### Given data
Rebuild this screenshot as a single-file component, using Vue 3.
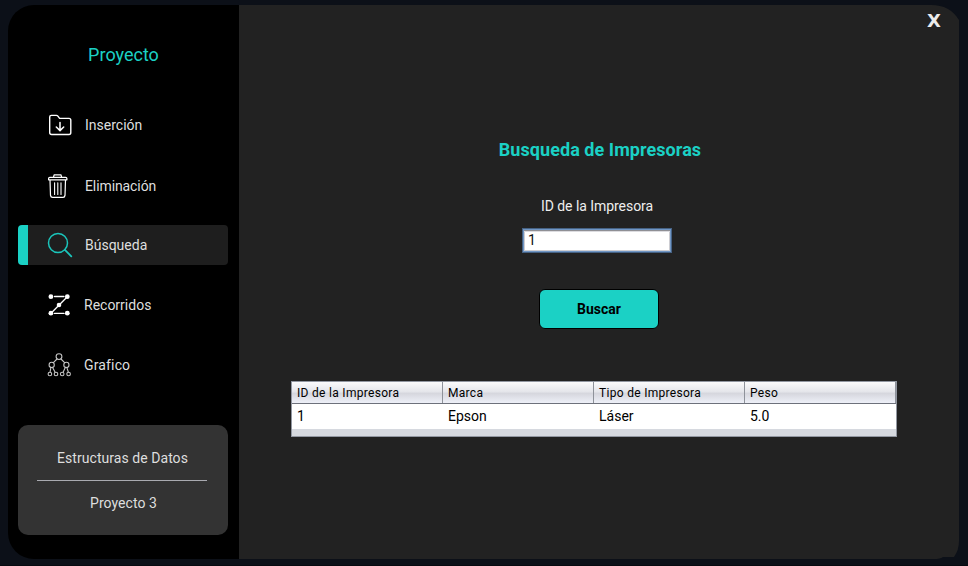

---

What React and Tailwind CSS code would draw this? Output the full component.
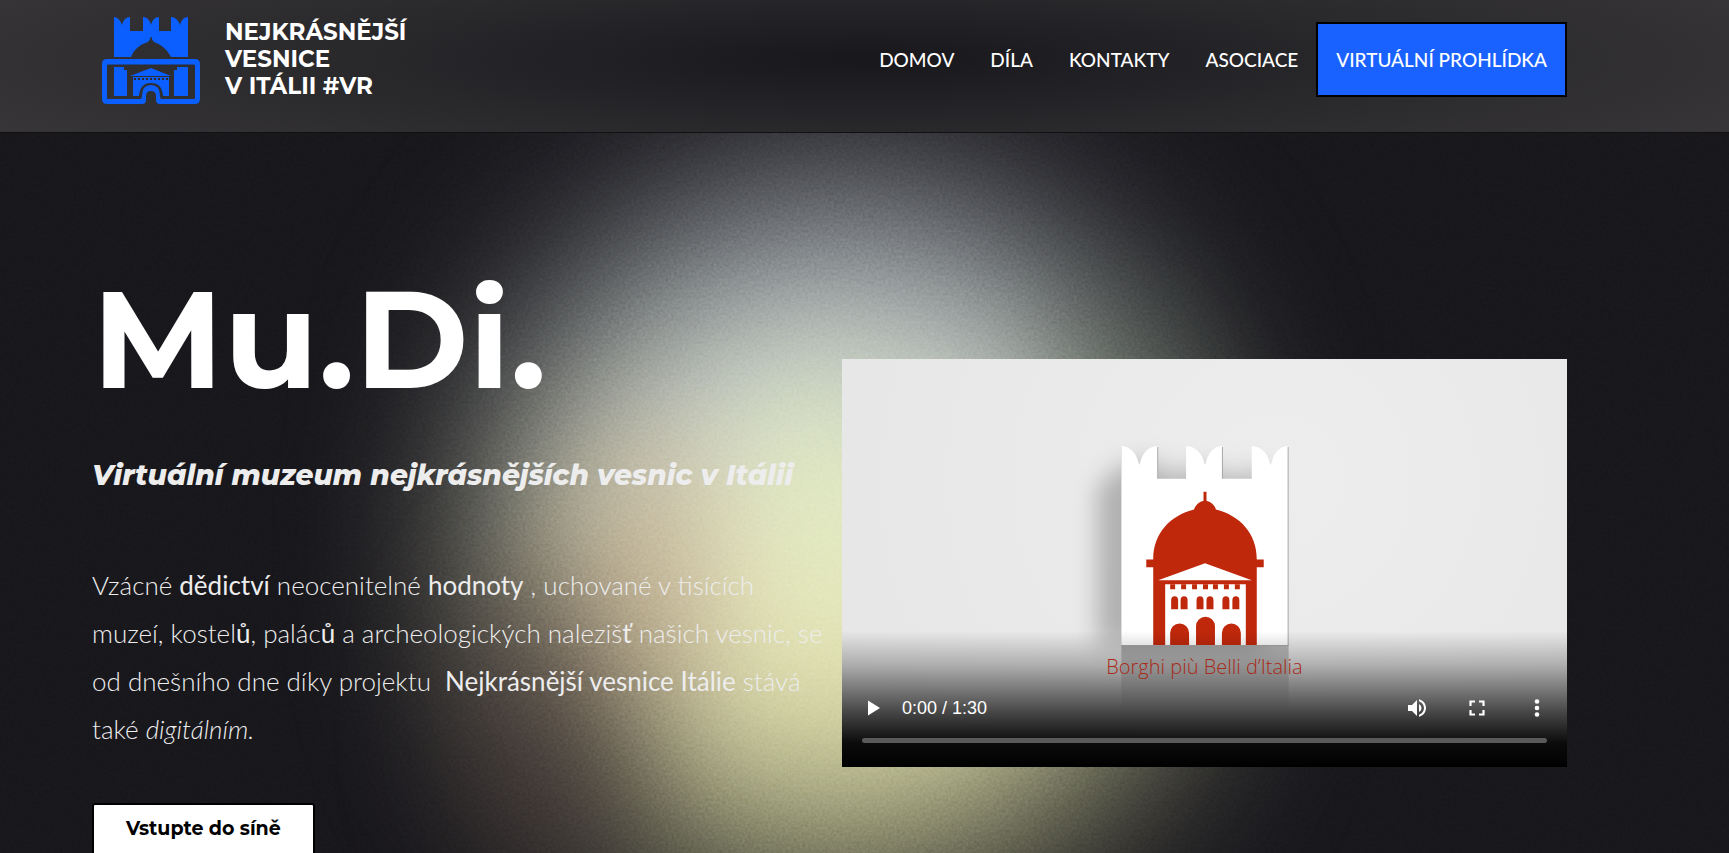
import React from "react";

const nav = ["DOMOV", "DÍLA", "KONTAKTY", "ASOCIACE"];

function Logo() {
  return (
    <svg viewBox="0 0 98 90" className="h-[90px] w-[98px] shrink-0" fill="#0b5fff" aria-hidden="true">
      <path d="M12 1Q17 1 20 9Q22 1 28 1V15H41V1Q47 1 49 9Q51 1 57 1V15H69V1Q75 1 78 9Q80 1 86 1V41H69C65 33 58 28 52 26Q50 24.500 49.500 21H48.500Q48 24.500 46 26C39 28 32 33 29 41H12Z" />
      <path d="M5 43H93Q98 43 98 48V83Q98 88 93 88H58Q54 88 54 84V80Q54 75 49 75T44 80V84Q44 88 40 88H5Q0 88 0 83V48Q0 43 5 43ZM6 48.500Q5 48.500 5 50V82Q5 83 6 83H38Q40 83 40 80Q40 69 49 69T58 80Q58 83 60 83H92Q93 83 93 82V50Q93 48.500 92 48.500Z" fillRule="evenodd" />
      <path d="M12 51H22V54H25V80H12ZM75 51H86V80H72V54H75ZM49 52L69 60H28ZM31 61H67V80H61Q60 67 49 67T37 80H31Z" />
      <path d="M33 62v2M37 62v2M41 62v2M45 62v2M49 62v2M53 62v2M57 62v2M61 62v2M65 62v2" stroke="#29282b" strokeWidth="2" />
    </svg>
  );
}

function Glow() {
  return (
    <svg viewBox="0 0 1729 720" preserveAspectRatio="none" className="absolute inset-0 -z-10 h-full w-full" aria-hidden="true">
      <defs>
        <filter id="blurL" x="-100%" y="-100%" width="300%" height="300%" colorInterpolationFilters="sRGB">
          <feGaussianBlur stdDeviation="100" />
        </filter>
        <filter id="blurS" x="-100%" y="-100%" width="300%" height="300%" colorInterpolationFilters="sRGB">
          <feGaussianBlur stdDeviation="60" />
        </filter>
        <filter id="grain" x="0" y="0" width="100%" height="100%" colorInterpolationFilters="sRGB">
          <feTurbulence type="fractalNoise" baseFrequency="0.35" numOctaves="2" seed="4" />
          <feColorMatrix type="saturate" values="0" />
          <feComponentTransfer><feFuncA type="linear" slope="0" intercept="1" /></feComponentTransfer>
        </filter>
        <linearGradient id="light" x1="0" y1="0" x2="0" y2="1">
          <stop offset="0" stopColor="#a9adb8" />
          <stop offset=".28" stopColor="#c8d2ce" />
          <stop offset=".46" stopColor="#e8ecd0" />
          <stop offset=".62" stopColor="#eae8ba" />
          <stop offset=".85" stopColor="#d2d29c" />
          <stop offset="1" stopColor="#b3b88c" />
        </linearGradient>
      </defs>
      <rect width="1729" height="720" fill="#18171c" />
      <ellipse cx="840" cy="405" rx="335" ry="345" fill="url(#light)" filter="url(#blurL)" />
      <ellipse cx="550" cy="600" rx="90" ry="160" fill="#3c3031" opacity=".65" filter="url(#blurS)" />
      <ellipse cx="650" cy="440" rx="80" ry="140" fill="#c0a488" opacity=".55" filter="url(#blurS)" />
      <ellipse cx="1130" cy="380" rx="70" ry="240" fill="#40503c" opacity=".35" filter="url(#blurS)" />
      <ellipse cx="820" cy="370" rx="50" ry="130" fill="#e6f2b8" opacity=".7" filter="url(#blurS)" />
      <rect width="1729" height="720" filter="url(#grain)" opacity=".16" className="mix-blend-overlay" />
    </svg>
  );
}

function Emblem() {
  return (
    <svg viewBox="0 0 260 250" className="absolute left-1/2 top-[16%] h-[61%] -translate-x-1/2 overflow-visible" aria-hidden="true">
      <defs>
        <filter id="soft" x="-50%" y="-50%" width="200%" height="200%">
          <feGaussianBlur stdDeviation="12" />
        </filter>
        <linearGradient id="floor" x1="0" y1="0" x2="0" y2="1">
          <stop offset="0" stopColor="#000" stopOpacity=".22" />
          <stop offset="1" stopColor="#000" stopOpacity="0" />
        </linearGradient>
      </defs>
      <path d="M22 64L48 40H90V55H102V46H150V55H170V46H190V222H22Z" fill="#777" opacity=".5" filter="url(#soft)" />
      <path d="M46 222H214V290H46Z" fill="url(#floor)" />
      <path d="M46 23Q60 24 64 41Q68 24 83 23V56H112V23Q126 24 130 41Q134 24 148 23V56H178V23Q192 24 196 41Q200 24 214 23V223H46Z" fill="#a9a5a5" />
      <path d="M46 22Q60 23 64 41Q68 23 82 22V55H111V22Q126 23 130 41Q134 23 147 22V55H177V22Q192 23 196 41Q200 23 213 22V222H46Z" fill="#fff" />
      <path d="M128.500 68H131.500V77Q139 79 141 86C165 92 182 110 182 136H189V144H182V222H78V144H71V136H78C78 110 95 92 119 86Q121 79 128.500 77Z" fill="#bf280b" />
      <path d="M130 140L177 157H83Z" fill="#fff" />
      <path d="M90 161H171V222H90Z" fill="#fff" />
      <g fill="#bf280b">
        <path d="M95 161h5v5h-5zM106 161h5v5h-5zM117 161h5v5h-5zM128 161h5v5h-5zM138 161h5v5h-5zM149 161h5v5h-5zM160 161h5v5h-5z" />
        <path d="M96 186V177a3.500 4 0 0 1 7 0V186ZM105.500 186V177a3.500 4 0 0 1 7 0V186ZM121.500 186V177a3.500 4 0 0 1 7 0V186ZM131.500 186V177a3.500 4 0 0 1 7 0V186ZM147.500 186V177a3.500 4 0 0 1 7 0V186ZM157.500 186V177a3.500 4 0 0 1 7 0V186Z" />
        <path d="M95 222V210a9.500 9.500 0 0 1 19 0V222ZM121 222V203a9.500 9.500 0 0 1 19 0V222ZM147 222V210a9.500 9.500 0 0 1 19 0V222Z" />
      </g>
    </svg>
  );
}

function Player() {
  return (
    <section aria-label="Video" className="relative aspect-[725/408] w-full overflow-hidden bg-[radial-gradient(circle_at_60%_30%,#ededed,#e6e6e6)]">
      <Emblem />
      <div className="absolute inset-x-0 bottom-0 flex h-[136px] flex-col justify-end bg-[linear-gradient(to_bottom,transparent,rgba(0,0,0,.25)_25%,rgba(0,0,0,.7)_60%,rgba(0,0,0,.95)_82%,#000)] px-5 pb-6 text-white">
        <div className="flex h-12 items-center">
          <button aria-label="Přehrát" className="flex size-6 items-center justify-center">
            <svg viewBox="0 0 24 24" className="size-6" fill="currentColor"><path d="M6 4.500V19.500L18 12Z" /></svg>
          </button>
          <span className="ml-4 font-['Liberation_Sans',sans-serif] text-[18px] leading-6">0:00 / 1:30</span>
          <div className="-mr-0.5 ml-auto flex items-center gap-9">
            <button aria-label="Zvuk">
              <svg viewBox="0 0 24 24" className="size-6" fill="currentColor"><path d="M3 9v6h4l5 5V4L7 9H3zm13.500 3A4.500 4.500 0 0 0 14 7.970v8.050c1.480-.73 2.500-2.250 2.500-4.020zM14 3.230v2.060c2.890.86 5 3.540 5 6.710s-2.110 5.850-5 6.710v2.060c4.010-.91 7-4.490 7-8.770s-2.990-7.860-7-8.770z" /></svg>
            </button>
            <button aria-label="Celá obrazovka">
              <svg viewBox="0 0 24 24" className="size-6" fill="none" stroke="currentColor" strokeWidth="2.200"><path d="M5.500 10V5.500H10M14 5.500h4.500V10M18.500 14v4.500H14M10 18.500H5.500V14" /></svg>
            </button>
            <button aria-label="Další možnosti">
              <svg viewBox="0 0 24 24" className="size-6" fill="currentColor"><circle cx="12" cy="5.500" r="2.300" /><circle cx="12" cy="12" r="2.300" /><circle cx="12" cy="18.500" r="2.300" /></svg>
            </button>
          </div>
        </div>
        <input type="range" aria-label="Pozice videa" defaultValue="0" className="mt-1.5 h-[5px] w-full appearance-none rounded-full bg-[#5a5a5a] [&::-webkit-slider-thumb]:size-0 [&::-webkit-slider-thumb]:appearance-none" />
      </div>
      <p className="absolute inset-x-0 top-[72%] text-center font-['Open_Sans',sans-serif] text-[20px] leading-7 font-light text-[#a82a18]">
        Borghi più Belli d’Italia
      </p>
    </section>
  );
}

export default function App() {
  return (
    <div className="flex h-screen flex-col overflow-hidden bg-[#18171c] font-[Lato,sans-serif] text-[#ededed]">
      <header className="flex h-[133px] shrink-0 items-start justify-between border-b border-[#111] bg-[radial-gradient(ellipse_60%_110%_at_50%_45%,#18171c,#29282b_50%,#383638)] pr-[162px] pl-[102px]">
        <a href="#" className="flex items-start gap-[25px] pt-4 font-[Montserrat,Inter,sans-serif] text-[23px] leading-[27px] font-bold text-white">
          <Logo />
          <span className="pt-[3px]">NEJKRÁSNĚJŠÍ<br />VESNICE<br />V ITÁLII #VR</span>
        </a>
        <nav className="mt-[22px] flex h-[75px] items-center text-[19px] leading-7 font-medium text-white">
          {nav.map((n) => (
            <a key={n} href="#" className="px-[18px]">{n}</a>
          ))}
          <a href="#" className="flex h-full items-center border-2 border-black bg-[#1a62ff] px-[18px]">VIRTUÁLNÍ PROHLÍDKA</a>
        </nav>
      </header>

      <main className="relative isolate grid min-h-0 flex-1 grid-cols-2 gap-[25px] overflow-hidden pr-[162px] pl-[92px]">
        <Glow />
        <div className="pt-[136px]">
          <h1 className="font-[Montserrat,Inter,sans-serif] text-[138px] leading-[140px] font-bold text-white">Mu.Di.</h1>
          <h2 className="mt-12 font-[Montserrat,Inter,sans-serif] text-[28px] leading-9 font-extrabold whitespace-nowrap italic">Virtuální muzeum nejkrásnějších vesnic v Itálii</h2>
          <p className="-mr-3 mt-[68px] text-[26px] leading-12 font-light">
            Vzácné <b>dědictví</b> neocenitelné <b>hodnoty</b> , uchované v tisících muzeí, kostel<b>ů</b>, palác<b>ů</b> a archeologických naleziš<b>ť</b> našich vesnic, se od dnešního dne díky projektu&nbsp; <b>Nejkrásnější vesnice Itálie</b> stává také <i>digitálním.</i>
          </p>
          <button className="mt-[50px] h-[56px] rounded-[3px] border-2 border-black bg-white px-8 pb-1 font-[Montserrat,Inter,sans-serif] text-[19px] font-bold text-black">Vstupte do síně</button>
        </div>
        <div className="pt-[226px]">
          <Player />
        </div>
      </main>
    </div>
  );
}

### What the exercise asks
How many lines in these records hold the string "this"? Reply with the number alone.

### Written reply
2